Control is the goal. Subscriptions: The Primary Cost Governance Boundary Subscriptions are not just billing buckets.
They are where RBAC, Policy, and budgets intersect. Resource groups organize.
Management groups standardize.
Subscriptions contain damage. A real subscription strategy treats subscriptions as:

  • Budget boundaries with owners
  • RBAC scopes with survivable access
  • Policy scopes with enforced intent

Sprawl happens when subscriptions are created without declared purpose. Each ad-hoc subscription is a new, unreviewed spending pathway. A subscription should not exist unless four things are true:

  1. A named accountable owner exists.
  2. A budget with early thresholds is defined.
  3. Allowed SKUs and regions match purpose.
  4. An escalation workflow is wired.

Subscription creation is a governance event, not a convenience. Tagging Fails Because It Is Treated as Etiquette Tagging is not manners.
Tagging is financial identity. If allocation depends on tags, then the platform must refuse untagged deployments. Otherwise, untagged resources become financial fossils: expensive, untouchable, and politically protected by ambiguity. Recommended tagging produces unusable data:

  • Inconsistent keys
  • Free-text values
  • Orphaned owners
  • “TBD” everywhere

The rule is simple:
If a tag matters, it must be enforced. Use Policy:

  • Modify where inheritance is safe.
  • Deny where allocation depends on correctness.

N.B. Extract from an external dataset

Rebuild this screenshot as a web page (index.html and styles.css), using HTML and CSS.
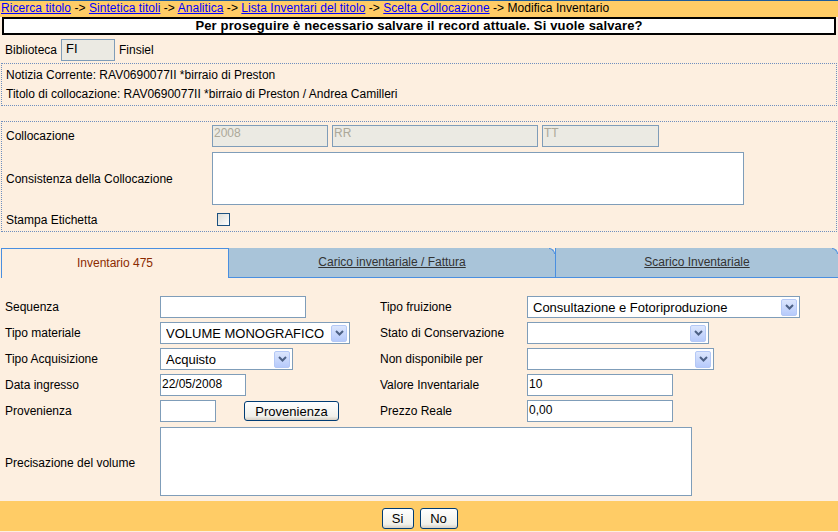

Keep the taxonomy small. Normalize values. Treat tags as required metadata, not optional hints. When the platform refuses ambiguity, allocation becomes boring.
Boring is good. PaaS Over-Provisioning: Safety Externalized to the Bill Once ownership is real, teams hide behind “safety.” Premium tiers “just in case.”
Multi-zone everywhere.
Multi-region “for the future.” Each choice is defensible. Together they are financial entropy. Engineers are rewarded for uptime, not efficiency. So the platform must distinguish environments by intent:

  • Dev is not prod.
  • Test is not prod.
  • Sandbox is not customer-facing.

Allowed SKUs by environment is not micromanagement.
It is cost engineering. Exceptions are allowed—but they must expire.